Regular expressions Characters and support in different languages

Reg Ex Construct	Perl	PHP	Python	Java	Ruby	Java script
Word Character (a-zA-Z)	\w	\w	\w	\w	\w	\w
Non-Word Character	\W	\W	\W	\W	\W	\W
Digit character	\d	\d	\d	\d	\d	\d
Non- digit Chracter	\D	\D	\D	\D	\D	\D
White space character	\s	\s	\s	\s	\s	\s
Non-White space character	\S	\S	\S	\S	\S	\S
Start of string or after newline in multi -line mode	^	^	^	^	^	^
matching end of line	$	$	$	$	$	$
Start of search string in all modes	\A	\A	\A	\A	\A	\A
End of string	\z	\z	\z	\z	\z	\z
End of String before newline	\Z	\Z	\Z	\Z	\Z	\Z
Word boundary (distance between last word character and Non word character)	\b	\b	\b	\b	\b	\b
Non- Word boundary	\B	\B	\B	\B	\B	\B
Matching any single character in bracket	[...]	[...]	[...]	[...]	[...]	[...]
Matching any single character not inside bracket	[^...]	[^...]	[^...]	[^...]	[^...]	[^...]

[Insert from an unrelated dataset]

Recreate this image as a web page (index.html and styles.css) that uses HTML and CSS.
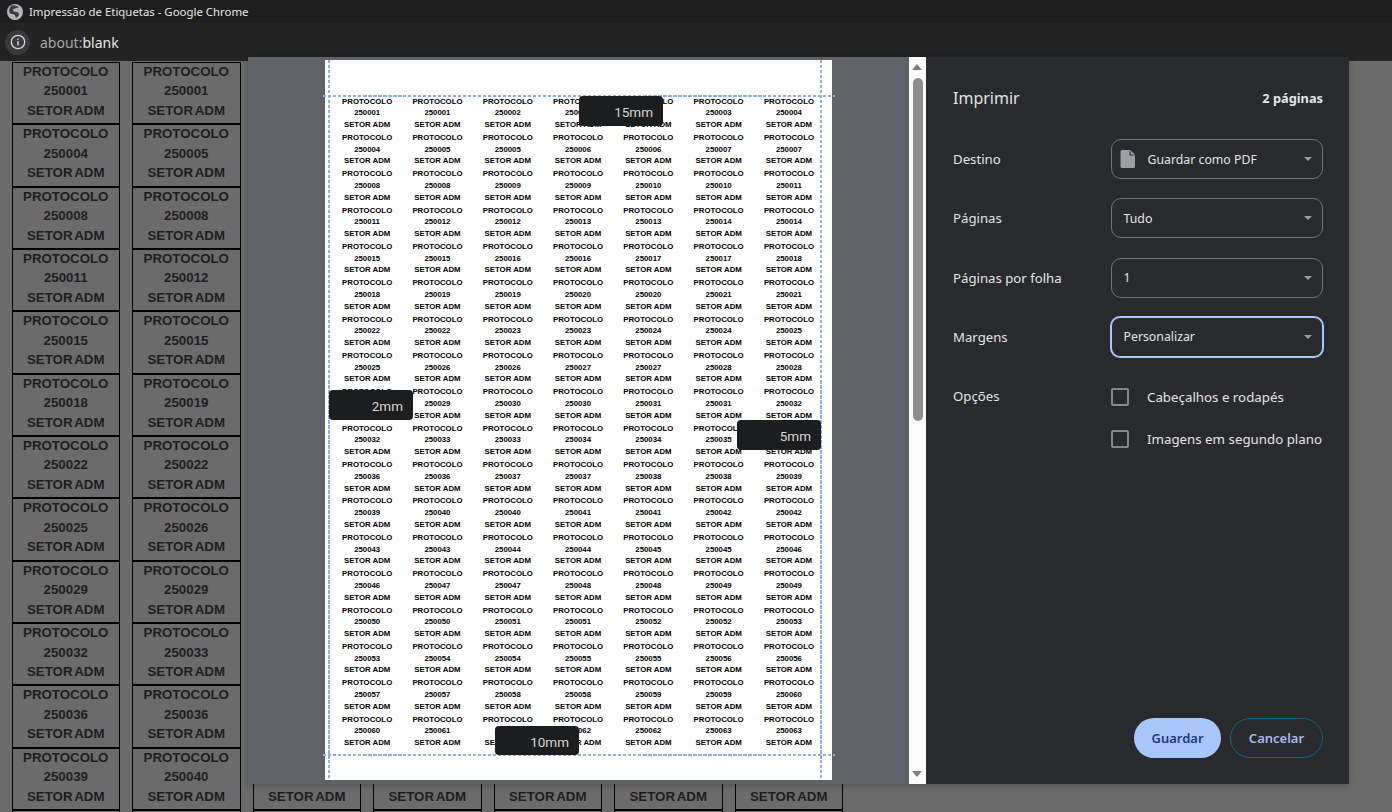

New line character	\n	\n	\n	\n	\n	\n
Tab character	\t	\t	\t	\t	\t	\t
Form feed	\f	\f	\f	\f	\f	\f
esc character	\e	\e	\e	\e	\e	\e
Octal character	\octal	\octal	\octal	\Ooctal	\octal	\octal
Character specifying one or two digit hexa code	\xhex	\xhex	\xhh	\xhex	-	\xhh
Character specifying 4-digit hexa code	\x{hex}- any hex digit character	\x{hex}-any hexa code	\uhhhh	-	-	\uhhhh
Case insensitive mode	i	i	i	i	i	i
Case match mode	m	m	m	m	m	m
Ignore white space mode	x	x	x	x	x	x
Group sub pattern and capture sub pattern	(...)	(...)	(...)	(...)	(...)	(...)
Match zero or more times or few as possible	*	*	*	*	*	*
Match one or more times or few as possible	+	+	+	+	+	+
Match exactly n times	{n}	{n}	{n}	{n}	{n}	{n}
match n times or more	{n,}	{n,}	{n,}	{n,}	{n,}	{n,}
Positive lookahead	(?=...)	(?=...)	(?=...)	(?=...)	(?=...)	(?=...)
Negative lookahead	(?!...)	(?!...)	(?!...)	(?!...)	(?!...)	(?!...)
Positive look behind	(?<=...)	(?<=...)	(?<=...)	(?<=...)	(?<=...)	(?<=...)
Negative look behind	(?<!...)	(?<!...)	(?<!...)	(?<!...)	(?<!...)	(?<!...).